Il faudrait être de mauvaise foi pour ne pas reconnaître les efforts de nos divers gouvernements pour tenter de fluidifier le transport routier à Maurice. Cependant, la bataille semble perdue depuis longtemps déjà, ce qui n'est pas, évidemment, une raison pour ne plus essayer de contenir le problème au mieux.

Pour bien comprendre le problème, il nous faut de la perspective.

Entre 1997 et maintenant, la population du pays a augmenté de 1,11 million à 1,27 million (+14.4%), mais le parc automobile, quant à lui, reflétant une économie qui a bien grossi, soit de 4,31 milliards à 14,57 milliards de dollars (+238%), a passé de 210 992 à 648 176 véhicules (+207%) ! (*)

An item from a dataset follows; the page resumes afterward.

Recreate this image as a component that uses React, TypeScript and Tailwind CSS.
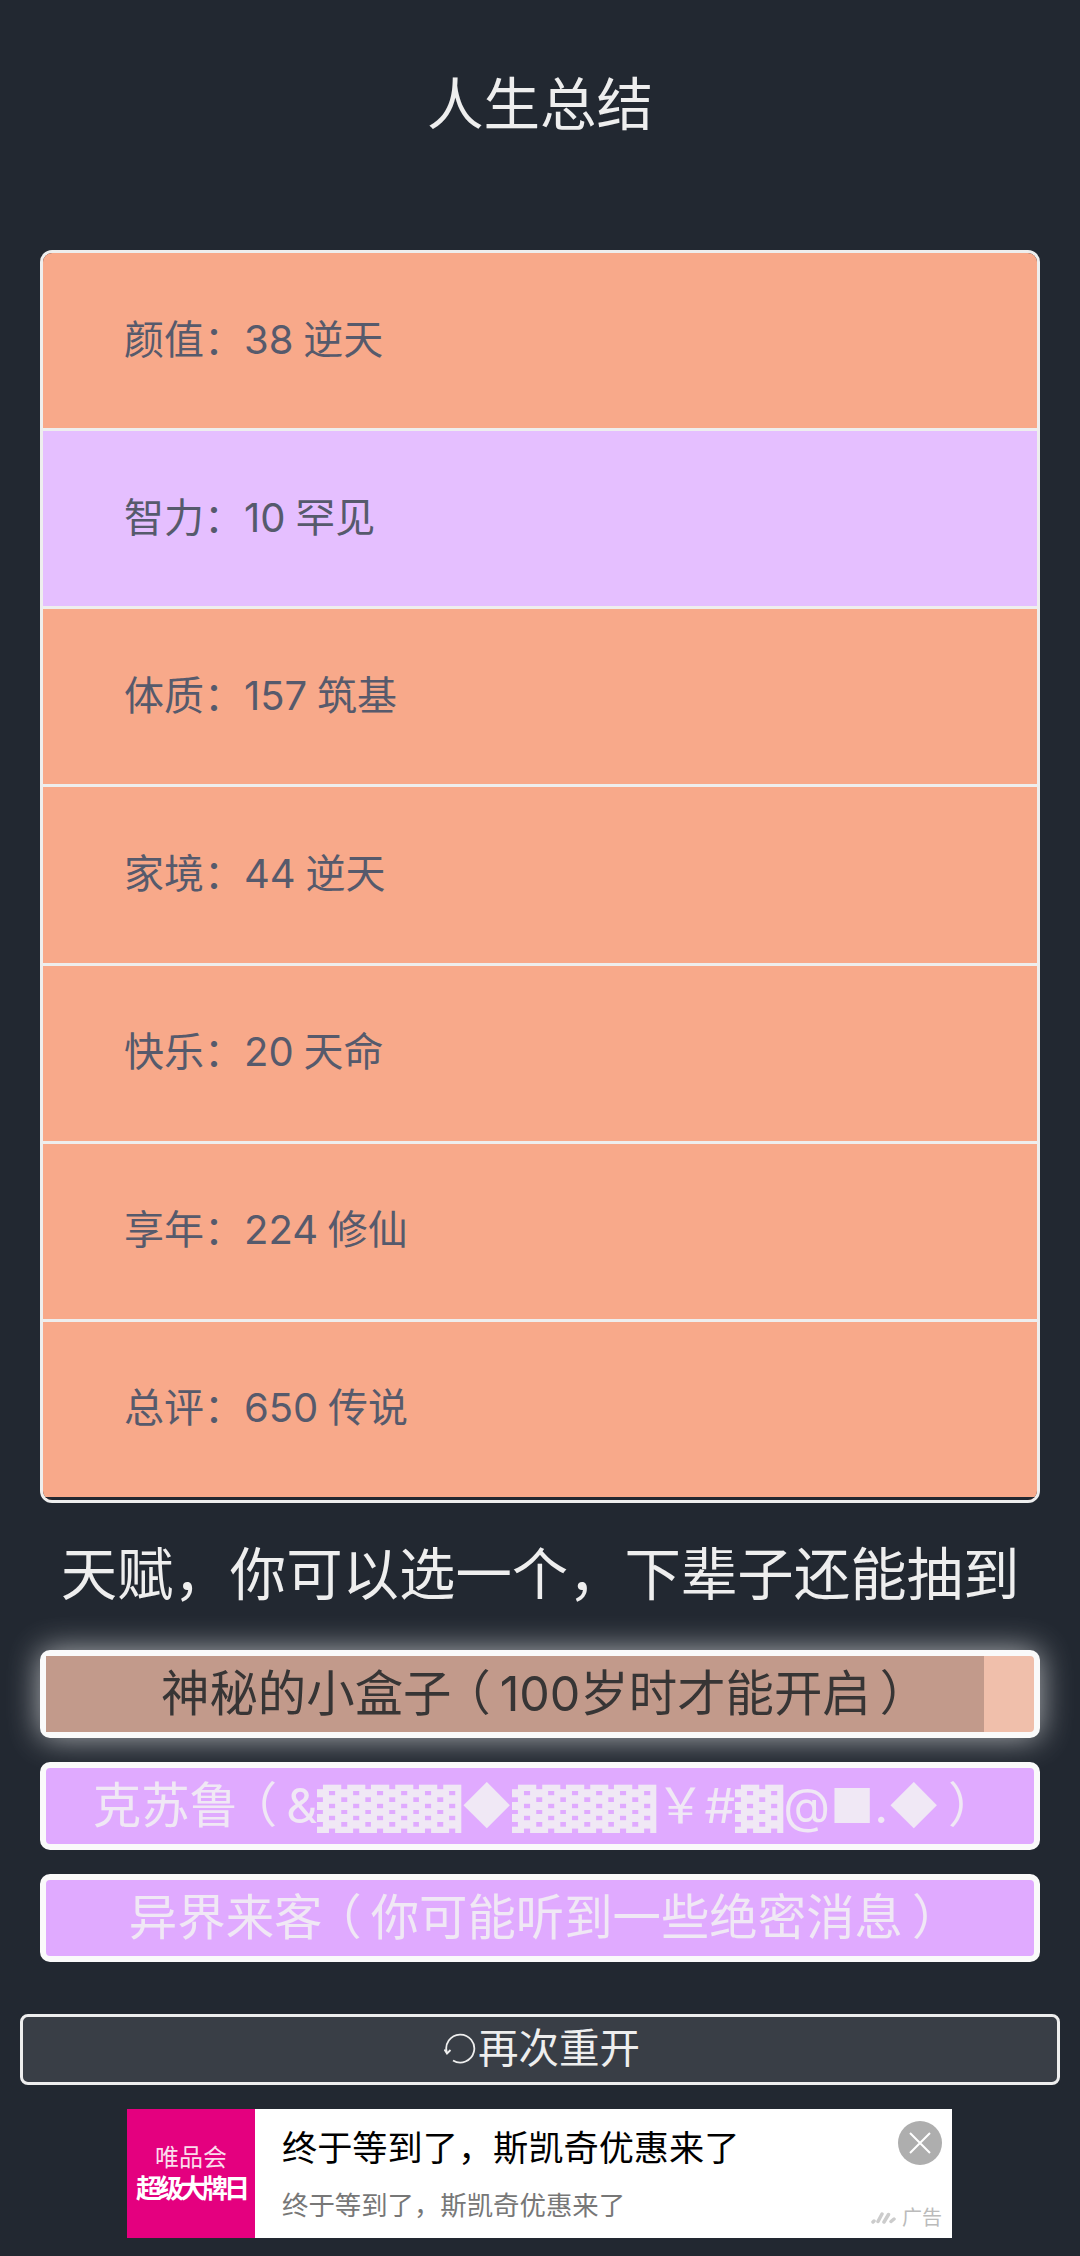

Ainsi, le nombre de véhicules par millier d'habitants est passé de 190 en 1997 à 510 actuellement ! Or, le nombre de kilomètres de routes n'a pas progressé à la même cadence, passant de 1 905 kilomètres à seulement 2 772 kilomètres en 2019 (+46%). Le résultat ? Des encombrements partout, une tentative désespérée de contrer ceux-ci avec de nombreux by-pass, de nouveaux autoponts, des viaducs, l'élimination d'un certain nombre de ronds-points, le lancement tardif du métro dont le but principal était, rappelons-le, de réduire le trafic routier et d'économiser sur les coûts de la congestion routière évalués à quelque Rs 10 milliards annuellement...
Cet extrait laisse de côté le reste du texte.